John R. Wiens is currently Dean of Education at the University of Manitoba in Winnipeg, Manitoba, and Past President of the Association of Canadian Deans of Education. An educational administrator for the past thirty-seven years, he has previous experience as a teacher, counsellor, consultant, principal, superintendent and university lecturer.

John is an active educational leader and has served as president of the Manitoba Teacher's Society, the Canadian Education Association, the Manitoba Research Council, and the Manitoba Educators for Social Responsibility. As well, John spent numerous years as the chair of the Universities’ Grants Commission and director of: the Canadian Teachers’ Federation, the Board of Teacher Education and Certification, the Manitoba Association of School Superintendents and the National Society for the Study of Education. He is currently on the board of the Canadian Centre for Child Protection and a member of Campaign 2000 Steering Committee for the Reduction of Child Poverty.
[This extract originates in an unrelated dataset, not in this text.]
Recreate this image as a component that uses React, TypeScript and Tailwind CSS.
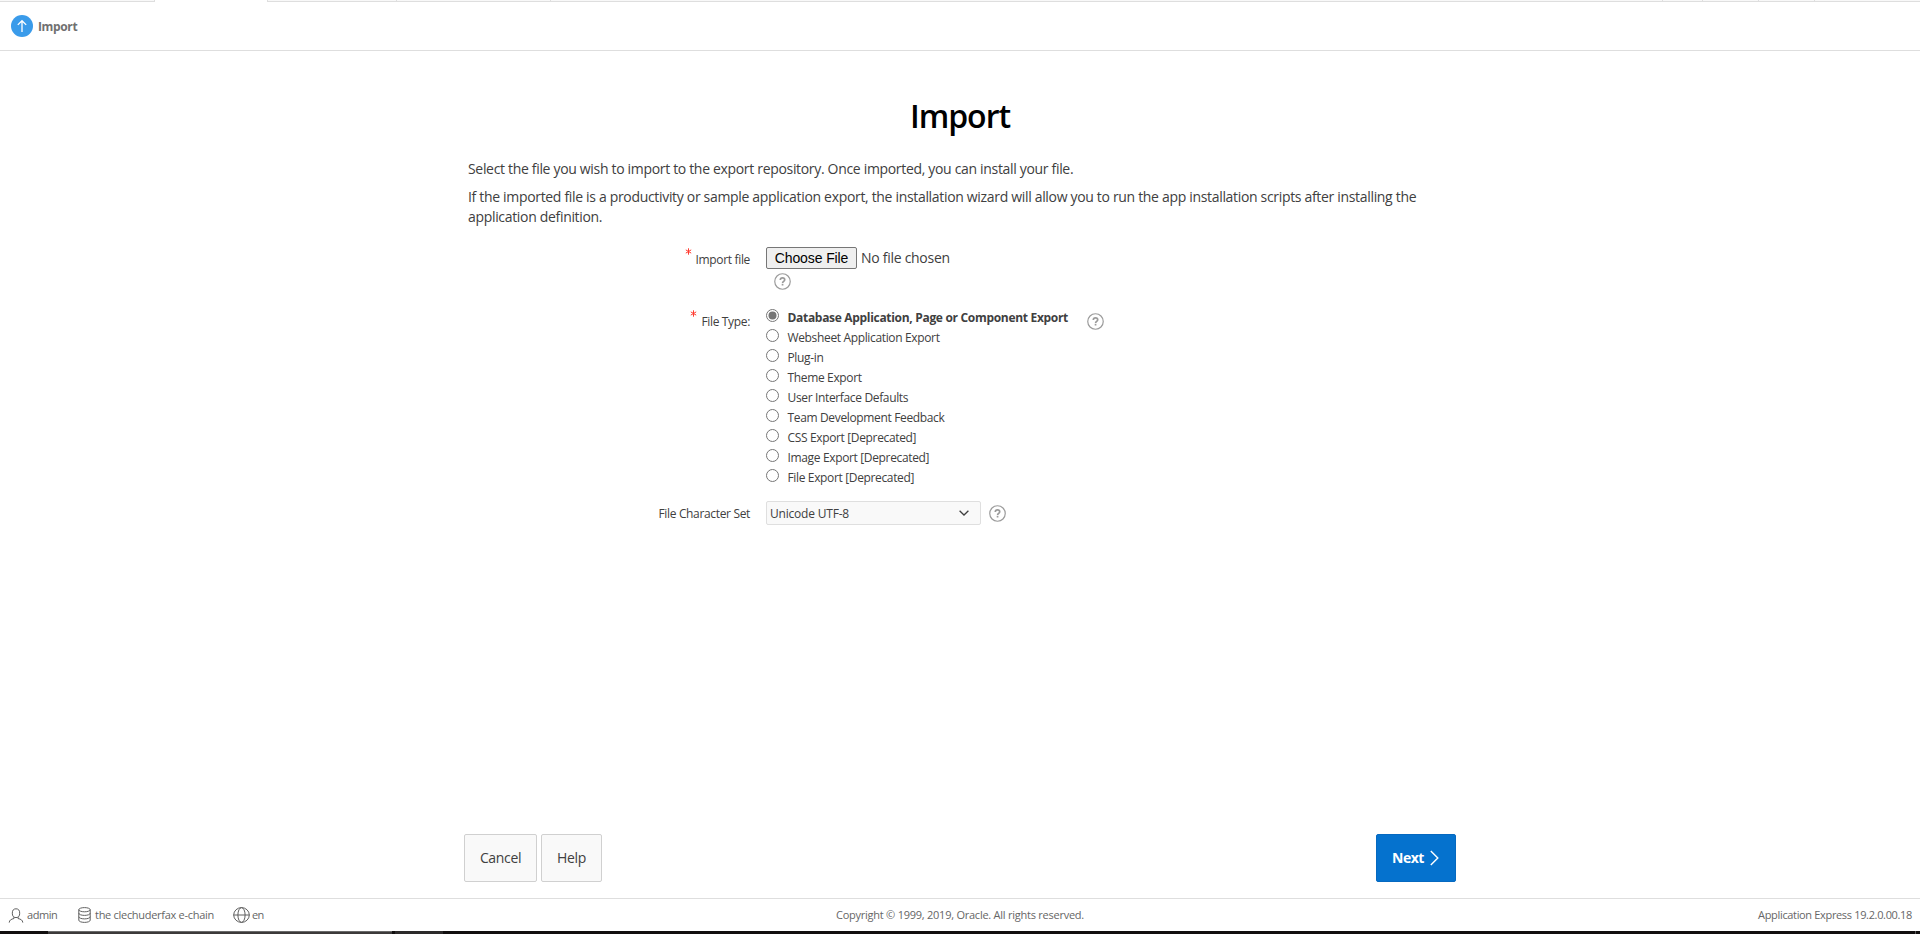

John earned his Ph.D. in Education from Simon Fraser University in Vancouver in 2000, the same year as he received an honourary doctorate from Brandon University for contributions to teacher professional development. He has also received numerous awards for service to education and teacher education.

John’s academic interests, which centre on the study of democracy and education, have recently resulted in a co-edited book, Why Do We Educate? Renewing the Conversation, with a longtime friend and colleague from the University of British Columbia, David Coulter.

When all is said and done, John prefers to be called a teacher, a thinker and a grandfather – and husband and father – all of which he is endeavouring to become better at.